G 42360 Recto

G 42360 Recto

G 42360 recto: Dimensions: 13 x 12.6 cm. Date: mid- to late III century BC. Provenance: meris of Polemon, Arsinoites. The style of handwriting allows this fragment to be dated to the middle or the second half of the third century BC, which agrees well with the date probable for G 42359 recto. With this dating agrees the fact that all Ptolemaic papyrological attestations of mekon, ‘poppy’, which figures twice in this text, as a cultivated crop seem hitherto to come from the middle and the second half of the third century BC. The place names mentioned in G 42359 recto and the close association between the two fragments in the cartonnage suggest the same provenance also for this fragment: the meris of Polemon of the Arsinoite nome.

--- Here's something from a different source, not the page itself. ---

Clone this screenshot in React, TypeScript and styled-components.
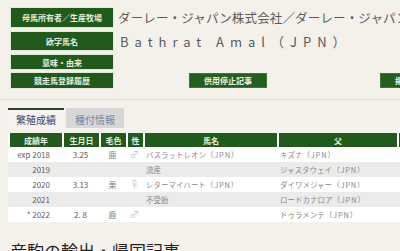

A further indication of the origin of this text from the meris of Polemon might be, if correctly interpreted, the place name Oxyrhy[nchon (?) at the end of line 8 of G 42360 verso. The Arsinoite nome as the general area of provenance of this fragment is also suggested by the fact that the vast majority of Ptolemaic papyrological references to the cultivation of mekon known to date come from or refer to the Arsinoites. Although most of the vocabulary of this fragment is well attested in numerous documents from Hellenistic Egypt, particularly in those belonging to the Zenon archive, in terms of its content no close parallels seem to be available in the papyrological evidence published to date. It appears to be an account in which the quantity and financial value of various agricultural products: barley, kroton and poppy, as well as beer, are listed and added together. The text seems to be divided into smaller, probably thematic (e.g. barley with beer, followed by kroton with poppy), sections by the word ginontai at the end of each part. The context seems to suggest a private, rather than an official, background for this account. A large or, less likely, a medium-sized estate in the Arsinoite nome, where commercial and oil crops favoured by the Hellenic immigrants, such as poppy and kroton, were grown, appears the most plausible place of origin. The papyrus was published by C. A. La’da as CPR XXVIII 4.